An analysis of the results of JEE-2006


The Ministry of Human Resource Development (MHRD) has issued a press release about the results of the new, improvedTM Joint Entrance Examination (JEE) conducted in April 2006 by the Indian Institutes of Technology (IITs). It's clear that the Ministry wants a positive spin on the outcome, but it's equally clear that a lot of the news is not all that great. Let's take a look:

Bias against first-timers:

The number of candidates qualified in their first attempt is 2,761, which is 43.50 per cent of the total qualified candidates. This proportion is significantly greater than the corresponding value (28.49 per cent) in JEE-2005. The high proportion of first timers reflects the success of the changed pattern of examination in JEE-2006 in getting more number of students who have been equally good performer in qualifying examination (10+2). Hence, the main purpose of introducing a new examination pattern emphasizing on the importance of school education has been successfully fulfilled. ...

Bias against rural students:

The proportion of successful candidates belonging to towns and villages has also increased to 30.67 per cent [1943 students were from towns (1328) and villages (615), while 4400 were from cities], as compared to 28.02 per cent in JEE-2005 while the percentage has decreased in case of cities from 71.98 per cent in JEE-2005 to 69.37 per cent in JEE-2006. The proportional increase in the percentage from smaller towns further emphasize the success of the new JEE system and indicate reduced dependence on coaching centers which the candidates from town and village have no access to.

Bias against girls:

The application fee for female candidates was half (Rs.300/-) of the fees for male candidates (Rs.600/-). In this respect the new JEE system has also ensured a higher participation of female candidates as evident from the total number of registered female candidates of 58,997 in JEE-2006 as compared to 29,291 in JEE-2005. However, there is only marginal increase in successful female candidates as compared to JEE-2005.

Clearly, there has been significant 'progress' only in the share of seats that went to the first-timers. Progress made by non-urban students is small, but it's at least in the right direction. In the girls' share of IIT seats, the progress may even be deemed 'negative', since their number increased only marginally in spite of a near-doubling in the number of girls who applied for (and presumably, took) the JEE.

The JEE still has a long way to go before it can be held up as an ideal for the other entrance exams to emulate; right now, I would view it only as a deeply flawed exam with in-built biases against girls, first-timers and the rural and the poor.

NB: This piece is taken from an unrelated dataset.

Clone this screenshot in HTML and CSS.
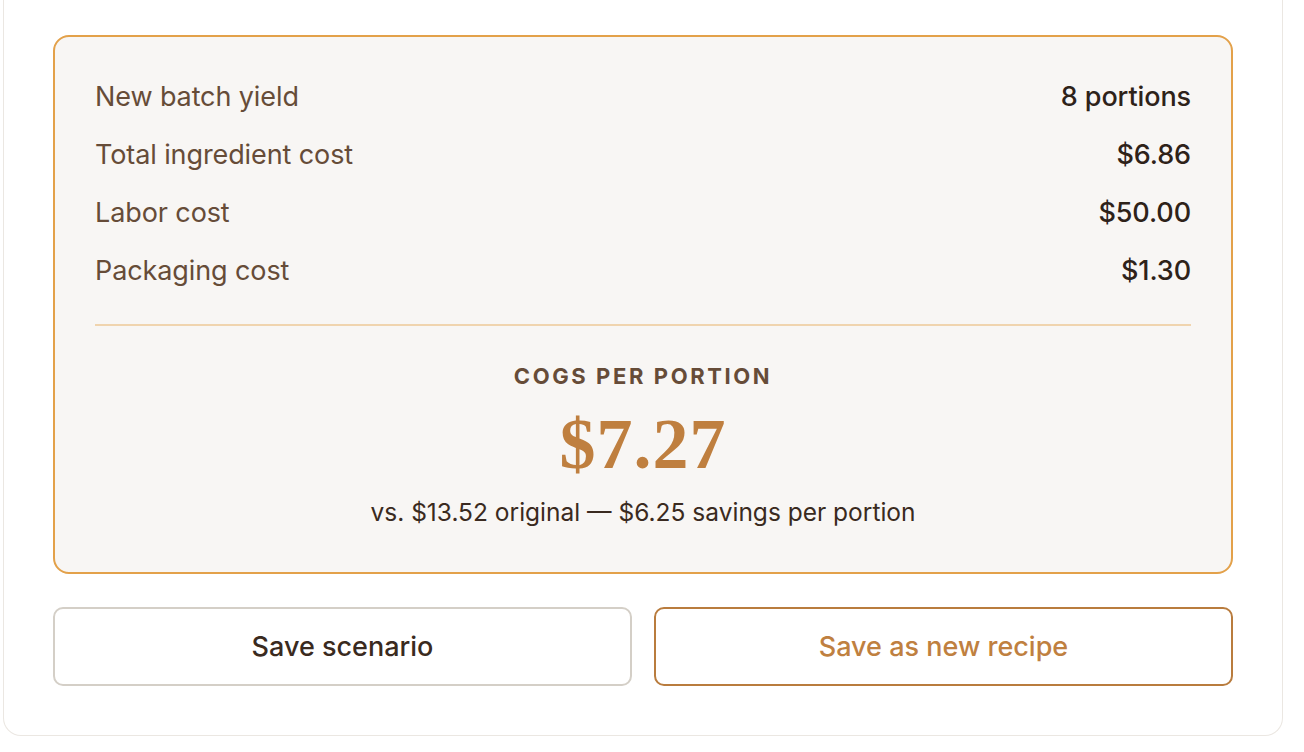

IMHO, IITs should strive to convert JEE into an exam that fulfills -- at the least -- two primary requirements: (a) It should be a standardizing exam, in the sense that it should allow one to compare the relative levels of different school board exams, (b) it should be a standardized exam, in the sense that its results are less noisy and more predictable. Better yet, the IITs should merge it with AIEEE conducted by CBSE, and seek to make that unified exam conform to these two requirements.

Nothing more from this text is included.